The request: Copy the data exactly as it appears, and do not include any pictures.

Source material:
:::::

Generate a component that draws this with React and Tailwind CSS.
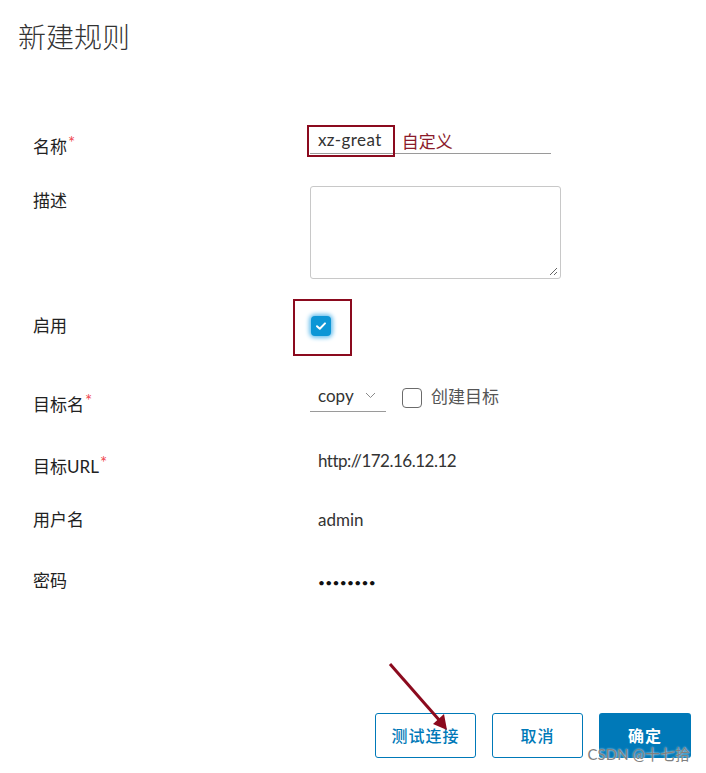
const cjk = { fontFamily: 'Lato, "Noto Sans CJK SC", sans-serif' };

function Label({ children, required, pt }) {
  return (
    <div className={`w-[310px] shrink-0 pl-[33px] text-[17px] leading-6 text-[#222] ${pt}`}>
      {children}
      {required && <span className="ml-px text-[#f0474f] text-[17px] leading-4 align-top">*</span>}
    </div>
  );
}

function Row({ className, children }) {
  return <div className={`flex ${className}`}>{children}</div>;
}

export default function App() {
  return (
    <div className="relative h-[773px] w-[706px] bg-white text-[#333]" style={cjk}>
      <h1 className="pl-[18px] pt-[19px] text-[28px] leading-9 font-light text-[#333]">新建规则</h1>

      <Row className="mt-[70px] h-10">
        <Label required pt="pt-[10px]">名称</Label>
        <div className="relative h-[29px] w-[241px] border-b border-[#9a9a9a]">
          <div className="absolute left-[-3px] top-0 h-[32px] w-[88px] border-2 border-[#8b0a1e]" />
          <div className="flex items-center h-[29px] pl-2 text-[17px] leading-6">
            <span className="text-[#333] tracking-[0.4px]">xz-great</span>
            <span className="ml-[20px] mt-1 text-[#8b1a2b]">自定义</span>
          </div>
        </div>
      </Row>

      <Row className="mt-[21px]">
        <Label pt="pt-[3px]">描述</Label>
        <div className="relative h-[93px] w-[251px] rounded-[3px] border border-[#c8c8c8]">
          <svg className="absolute right-[2px] bottom-[2px]" width="9" height="9" viewBox="0 0 9 9">
            <path d="M8 1L1 8M8 5L5 8" stroke="#666" strokeWidth="1" />
          </svg>
        </div>
      </Row>

      <Row className="mt-[20px] h-[57px]">
        <Label pt="pt-[15px]">启用</Label>
        <div className="relative w-[100px]">
          <div className="absolute left-[-17px] top-0 h-[57px] w-[59px] border-2 border-[#8b0a1e]" />
          <div className="ml-px mt-[17px] flex h-5 w-5 items-center justify-center rounded-[4px] bg-[#0c96d6] shadow-[0_0_4px_2px_#6cc1ee]">
            <svg width="12" height="10" viewBox="0 0 12 10">
              <path d="M2 5.2L4.8 7.8L10 2.4" stroke="#fff" strokeWidth="2" fill="none" strokeLinecap="round" strokeLinejoin="round" />
            </svg>
          </div>
        </div>
      </Row>

      <Row className="mt-[28px]">
        <Label required pt="pt-[9px]">目标名</Label>
        <div className="flex items-start">
          <div className="flex h-[28px] w-[76px] items-center border-b border-[#9a9a9a] pl-2 text-[17px] leading-6">
            <span className="-mt-1">copy</span>
            <svg className="ml-[11px] -mt-1" width="11" height="7" viewBox="0 0 11 7">
              <path d="M1 1L5.5 5.5L10 1" stroke="#8a8a8a" strokeWidth="1" fill="none" />
            </svg>
          </div>
          <div className="ml-4 mt-[4px] h-5 w-5 rounded-[4px] border border-[#6b6b6b]" />
          <span className="ml-[9px] mt-[1px] text-[17px] leading-6 text-[#555]">创建目标</span>
        </div>
      </Row>

      <Row className="mt-[32px]">
        <Label required pt="pt-[6px]">目标URL</Label>
        <div className="pl-2 text-[17px] leading-6 tracking-[-0.5px]">http://172.16.12.12</div>
      </Row>

      <Row className="mt-[29px]">
        <Label>用户名</Label>
        <div className="pl-2 text-[17px] leading-6">admin</div>
      </Row>

      <Row className="mt-[37px]">
        <Label>密码</Label>
        <div className="pl-2 pt-[2px] text-[12px] leading-6 tracking-[0.3px] text-[#111]">••••••••</div>
      </Row>

      <div className="mt-[118px] flex justify-end gap-4 pr-[15px]">
        <button className="h-[45px] w-[101px] rounded-[3px] border border-[#0079b8] text-[16px] tracking-[1px] font-medium text-[#0079b8]">测试连接</button>
        <button className="h-[45px] w-[91px] rounded-[3px] border border-[#0079b8] text-[16px] tracking-[1px] font-medium text-[#0079b8]">取消</button>
        <button className="h-[45px] w-[92px] rounded-[3px] bg-[#0079b8] text-[16px] tracking-[1px] font-bold text-white">确定</button>
      </div>

      <svg className="pointer-events-none absolute left-0 top-0" width="706" height="773">
        <line x1="390" y1="664" x2="440" y2="721" stroke="#8b0a1e" strokeWidth="3" />
        <polygon points="447,730 433,724 444,714" fill="#8b0a1e" />
      </svg>

      <div className="pointer-events-none absolute right-[16px] top-[746px] text-[15px] leading-4 text-[#808080] [text-shadow:0_0_2px_#fff]">
        CSDN @十七拾
      </div>
    </div>
  );
}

:::::

Result for this task:
Generate a component that draws this with React and Tailwind CSS.
const cjk = { fontFamily: 'Lato, "Noto Sans CJK SC", sans-serif' };

function Label({ children, required, pt }) {
  return (
    <div className={`w-[310px] shrink-0 pl-[33px] text-[17px] leading-6 text-[#222] ${pt}`}>
      {children}
      {required && <span className="ml-px text-[#f0474f] text-[17px] leading-4 align-top">*</span>}
    </div>
  );
}

function Row({ className, children }) {
  return <div className={`flex ${className}`}>{children}</div>;
}

export default function App() {
  return (
    <div className="relative h-[773px] w-[706px] bg-white text-[#333]" style={cjk}>
      <h1 className="pl-[18px] pt-[19px] text-[28px] leading-9 font-light text-[#333]">新建规则</h1>

      <Row className="mt-[70px] h-10">
        <Label required pt="pt-[10px]">名称</Label>
        <div className="relative h-[29px] w-[241px] border-b border-[#9a9a9a]">
          <div className="absolute left-[-3px] top-0 h-[32px] w-[88px] border-2 border-[#8b0a1e]" />
          <div className="flex items-center h-[29px] pl-2 text-[17px] leading-6">
            <span className="text-[#333] tracking-[0.4px]">xz-great</span>
            <span className="ml-[20px] mt-1 text-[#8b1a2b]">自定义</span>
          </div>
        </div>
      </Row>

      <Row className="mt-[21px]">
        <Label pt="pt-[3px]">描述</Label>
        <div className="relative h-[93px] w-[251px] rounded-[3px] border border-[#c8c8c8]">
          <svg className="absolute right-[2px] bottom-[2px]" width="9" height="9" viewBox="0 0 9 9">
            <path d="M8 1L1 8M8 5L5 8" stroke="#666" strokeWidth="1" />
          </svg>
        </div>
      </Row>

      <Row className="mt-[20px] h-[57px]">
        <Label pt="pt-[15px]">启用</Label>
        <div className="relative w-[100px]">
          <div className="absolute left-[-17px] top-0 h-[57px] w-[59px] border-2 border-[#8b0a1e]" />
          <div className="ml-px mt-[17px] flex h-5 w-5 items-center justify-center rounded-[4px] bg-[#0c96d6] shadow-[0_0_4px_2px_#6cc1ee]">
            <svg width="12" height="10" viewBox="0 0 12 10">
              <path d="M2 5.2L4.8 7.8L10 2.4" stroke="#fff" strokeWidth="2" fill="none" strokeLinecap="round" strokeLinejoin="round" />
            </svg>
          </div>
        </div>
      </Row>

      <Row className="mt-[28px]">
        <Label required pt="pt-[9px]">目标名</Label>
        <div className="flex items-start">
          <div className="flex h-[28px] w-[76px] items-center border-b border-[#9a9a9a] pl-2 text-[17px] leading-6">
            <span className="-mt-1">copy</span>
            <svg className="ml-[11px] -mt-1" width="11" height="7" viewBox="0 0 11 7">
              <path d="M1 1L5.5 5.5L10 1" stroke="#8a8a8a" strokeWidth="1" fill="none" />
            </svg>
          </div>
          <div className="ml-4 mt-[4px] h-5 w-5 rounded-[4px] border border-[#6b6b6b]" />
          <span className="ml-[9px] mt-[1px] text-[17px] leading-6 text-[#555]">创建目标</span>
        </div>
      </Row>

      <Row className="mt-[32px]">
        <Label required pt="pt-[6px]">目标URL</Label>
        <div className="pl-2 text-[17px] leading-6 tracking-[-0.5px]">http://172.16.12.12</div>
      </Row>

      <Row className="mt-[29px]">
        <Label>用户名</Label>
        <div className="pl-2 text-[17px] leading-6">admin</div>
      </Row>

      <Row className="mt-[37px]">
        <Label>密码</Label>
        <div className="pl-2 pt-[2px] text-[12px] leading-6 tracking-[0.3px] text-[#111]">••••••••</div>
      </Row>

      <div className="mt-[118px] flex justify-end gap-4 pr-[15px]">
        <button className="h-[45px] w-[101px] rounded-[3px] border border-[#0079b8] text-[16px] tracking-[1px] font-medium text-[#0079b8]">测试连接</button>
        <button className="h-[45px] w-[91px] rounded-[3px] border border-[#0079b8] text-[16px] tracking-[1px] font-medium text-[#0079b8]">取消</button>
        <button className="h-[45px] w-[92px] rounded-[3px] bg-[#0079b8] text-[16px] tracking-[1px] font-bold text-white">确定</button>
      </div>

      <svg className="pointer-events-none absolute left-0 top-0" width="706" height="773">
        <line x1="390" y1="664" x2="440" y2="721" stroke="#8b0a1e" strokeWidth="3" />
        <polygon points="447,730 433,724 444,714" fill="#8b0a1e" />
      </svg>

      <div className="pointer-events-none absolute right-[16px] top-[746px] text-[15px] leading-4 text-[#808080] [text-shadow:0_0_2px_#fff]">
        CSDN @十七拾
      </div>
    </div>
  );
}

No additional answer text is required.